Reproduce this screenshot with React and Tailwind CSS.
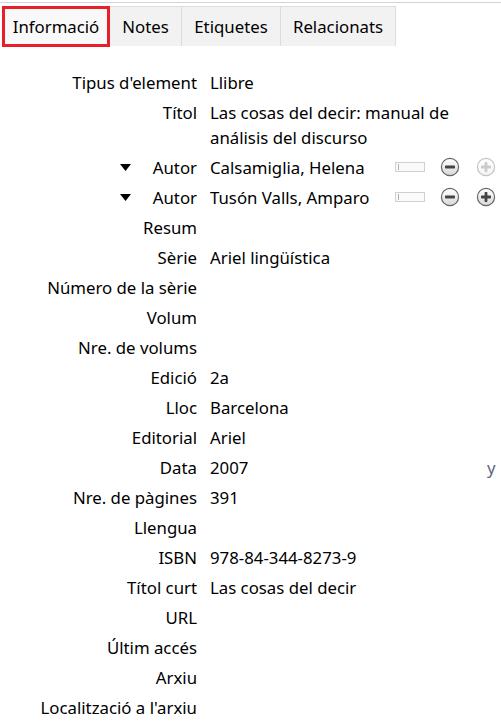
import React from "react";

const rows = [
  { label: "Tipus d'element", value: "Llibre" },
  { label: "Títol", value: "Las cosas del decir: manual de análisis del discurso" },
  { label: "Autor", value: "Calsamiglia, Helena", creator: true, last: false },
  { label: "Autor", value: "Tusón Valls, Amparo", creator: true, last: true },
  { label: "Resum", value: "" },
  { label: "Sèrie", value: "Ariel lingüística" },
  { label: "Número de la sèrie", value: "" },
  { label: "Volum", value: "" },
  { label: "Nre. de volums", value: "" },
  { label: "Edició", value: "2a" },
  { label: "Lloc", value: "Barcelona" },
  { label: "Editorial", value: "Ariel" },
  { label: "Data", value: "2007", date: true },
  { label: "Nre. de pàgines", value: "391" },
  { label: "Llengua", value: "" },
  { label: "ISBN", value: "978-84-344-8273-9" },
  { label: "Títol curt", value: "Las cosas del decir" },
  { label: "URL", value: "" },
  { label: "Últim accés", value: "" },
  { label: "Arxiu", value: "" },
  { label: "Localització a l'arxiu", value: "" },
];

function CircleButton({ type, disabled }) {
  const stroke = disabled ? "#c4c4c4" : "#666666";
  const fill = disabled ? "#f4f4f4" : "#d8d8d8";
  const bar = disabled ? "#cccccc" : "#444444";
  const id = `g-${type}-${disabled ? 1 : 0}`;
  return (
    <svg width="20" height="20" viewBox="0 0 20 20">
      <defs>
        <linearGradient id={id} x1="0" y1="0" x2="0" y2="1">
          <stop offset="0" stopColor="#ffffff" />
          <stop offset="1" stopColor={fill} />
        </linearGradient>
      </defs>
      <circle cx="10" cy="10" r="8.6" fill={`url(#${id})`} stroke={stroke} strokeWidth="1.2" />
      <rect x="5" y="8.6" width="10" height="2.8" rx="0.7" fill={bar} />
      {type === "plus" && <rect x="8.6" y="5" width="2.8" height="10" rx="0.7" fill={bar} />}
    </svg>
  );
}

export default function App() {
  return (
    <div
      className="w-[501px] h-[727px] bg-white overflow-hidden text-[16.8px] text-black"
      style={{ fontFamily: '"Noto Sans", "Open Sans", sans-serif' }}
    >
      <div className="h-[2px]" />
      <div className="border-t border-[#d4d4d4] pt-[3px] pl-[2px] flex">
        <div className="w-[108px] h-[41px] border-[3px] border-[#e81f2b] bg-[#f9f9f9] flex items-center justify-center">
          Informació
        </div>
        <div className="w-[72px] h-[40px] border-t border-r border-[#dcdcdc] bg-[#f2f2f2] flex items-center justify-center">
          Notes
        </div>
        <div className="w-[99px] h-[40px] border-t border-r border-[#dcdcdc] bg-[#f2f2f2] flex items-center justify-center">
          Etiquetes
        </div>
        <div className="w-[115px] h-[40px] border-t border-r border-[#dcdcdc] bg-[#f2f2f2] flex items-center justify-center">
          Relacionats
        </div>
      </div>

      <div className="pt-[20px] flex flex-col">
        {rows.map((r, i) => (
          <div key={i} className="flex items-start py-[2.5px] leading-[25px]">
            <div className="w-[197px] shrink-0 flex justify-end items-center h-auto">
              {r.creator && (
                <svg width="11" height="7" viewBox="0 0 11 7" className="mr-[22px]">
                  <polygon points="0,0 11,0 5.5,7" fill="#000" />
                </svg>
              )}
              <span className="whitespace-nowrap">{r.label}</span>
            </div>
            <div className="ml-[13px] w-[250px] shrink-0">
              <span>{r.value}</span>
            </div>
            {r.creator && (
              <div className="flex items-center h-[25px] -ml-[65px]">
                <div className="w-[30px] h-[10px] border border-[#d0d0d0] bg-[#fafafa] flex items-center pl-[2px]">
                  <div className="w-[1px] h-[6px] bg-[#b0b0b0]" />
                </div>
                <div className="ml-[15px]">
                  <CircleButton type="minus" />
                </div>
                <div className="ml-[16px]">
                  <CircleButton type="plus" disabled={!r.last} />
                </div>
              </div>
            )}
            {r.date && <div className="ml-[27px] text-[#5a6680]">y</div>}
          </div>
        ))}
      </div>
    </div>
  );
}
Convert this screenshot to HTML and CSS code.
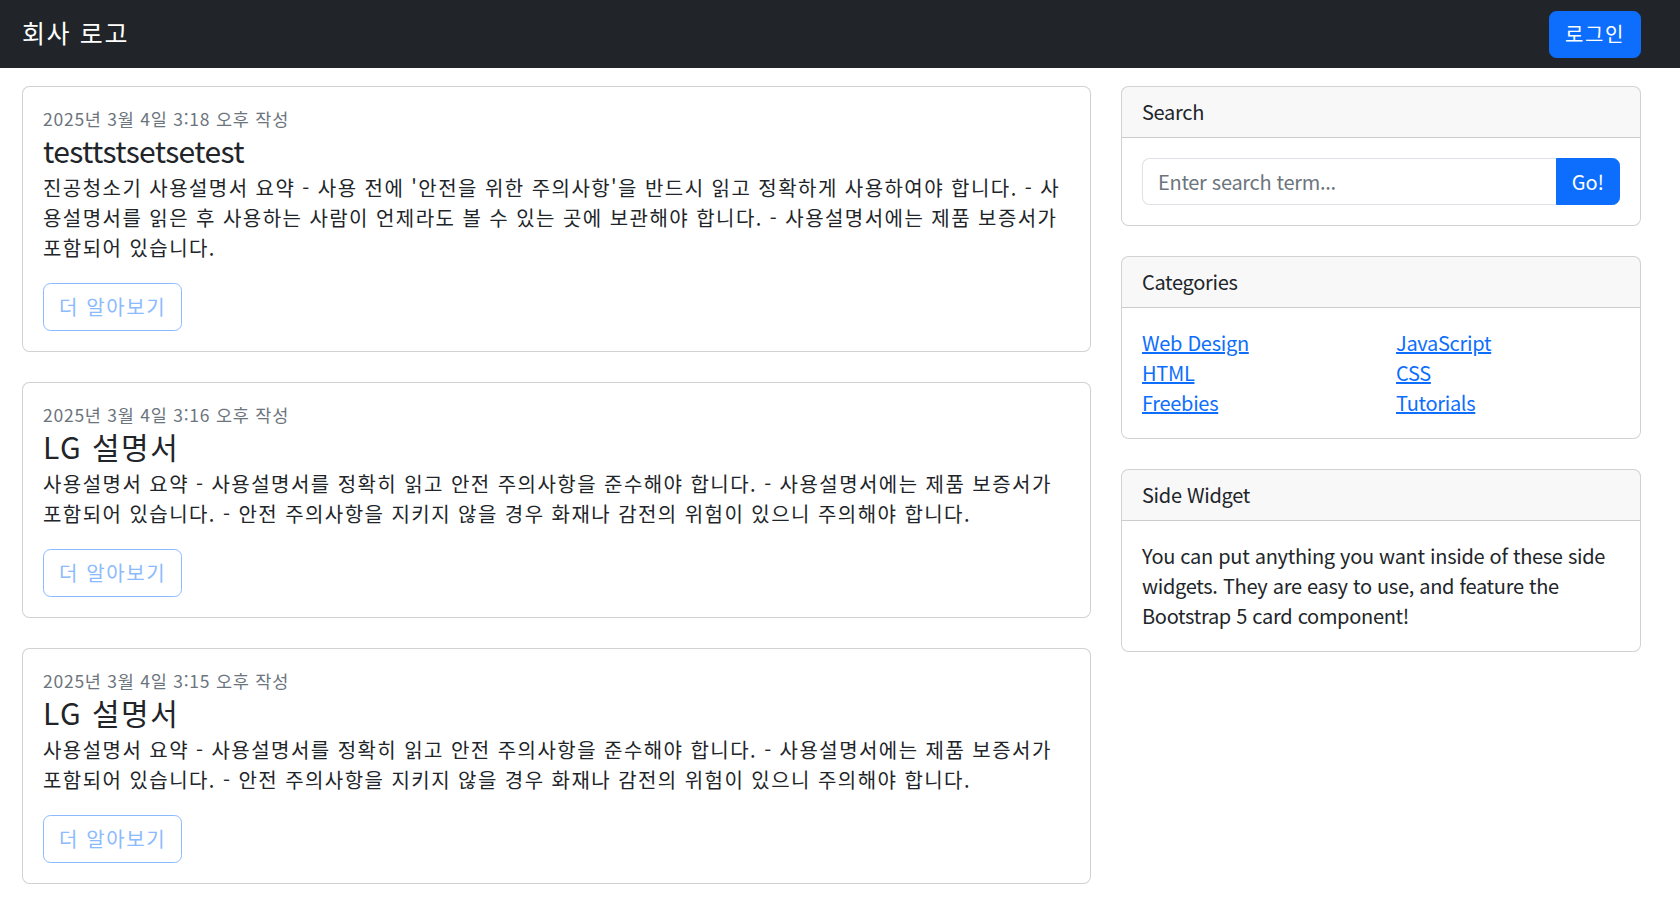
########
## WORK INSTRUCTIONS
Skip the pictures and quote each line of the entries above, from the first through the line with "import React from", exactly as it appears.

## RESULT
Reproduce this screenshot with React and Tailwind CSS.
import React from "react";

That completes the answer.